A Glance at Twelve Years A Slave

Many of you may have watched the movie which was released in 2013, after all, it was a huge box office success. It won three Academy Awards, including Best Picture, Best Adapted Screenplay, and Best Supporting Actress for Lupita Nyong’o, among other awards.

Twelve Years a Slave, the movie, is an adaptation of the 1853 slave narrative memoir of Solomon Northup. Northup was a free black man having been born to an emancipated slave. However, his life changed dramatically when he was conned, kidnapped and sold into slavery. He was uprooted from New York and taken all the way to Louisiana where he spent 12 years as a slave to various owners. It was when his friends from the north learnt of his location that they were able to secure his freedom.

Though for many, the movie is a very good portrayal of the book, the latter is, by far, much more intriguing than the movie as it gives a deeper insight into the disreputable institution of slavery during the 19th century.  Whilst the producers attempted to give an accurate portrayal of the book, many facts were omitted or distorted as is customary when a film is adapted from a book.
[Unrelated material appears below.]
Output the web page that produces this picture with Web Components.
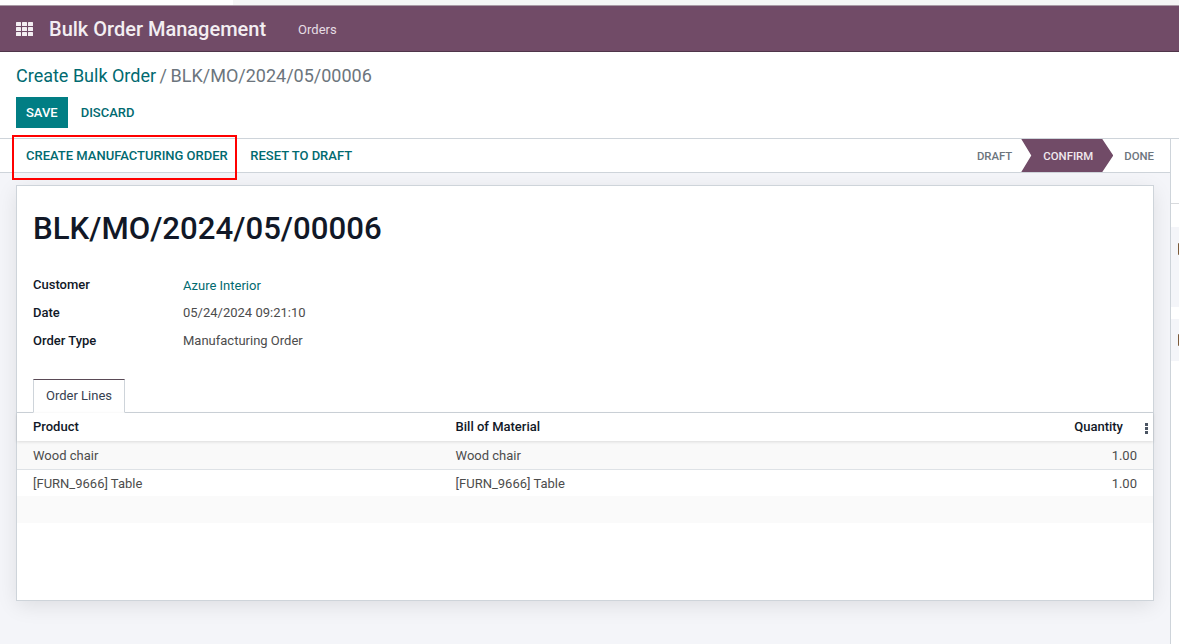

For example,  much of  Northup’s inner dialogue was left out of the movie, therefore the actor was limited in ways to manifest his emotions. In addition, the reader gets a better understanding of Northup’s plight through his inner thoughts. This makes the book much more dramatic and captivating than the movie. One glaring omission in the movie is Henry B. Northup’s involvement in Solomon’s return to freedom. Henry Northup was informed by Samuel Bass, a Canadian abolitionist working on the same plantation as Solomon, about the latter’s situation. Subsequent to this, Henry Northup, along with a few of Solomon’s friends, worked tirelessly over several months to have Solomon freed. Omissions of this kind render the film fragmentary.

The significance of this book is that the reader gets a true picture of the “Old South” and there continued enslavement of Black people long after slavery was abolished. You also get a “close-up” of the brutality of slavery, all from the perspective of the enslaved.

In order to get a complete picture of what Solomon Northup experienced in Louisiana, then read the book, Twelve Years a Slave: Narrative of Solomon Northup, A Citizen of New-York, Kidnapped in Washington City in 1841 and Rescued in 1853, From a Cotton Plantation Near The Red River in Louisiana. Several other narratives have been written by former slaves, however, this one is arguably the most riveting of them all. A first edition copy is housed in the Garvey Research/Reference Library as part of our extensive Slavery collection. A similar book of interest in the collection is, The Autobiography of a Runaway Slave by Esteban Montejo. This book gives a vivid account of Montejo’s life on the sugar plantations of Cuba as an outdoor slave and his subsequent escape.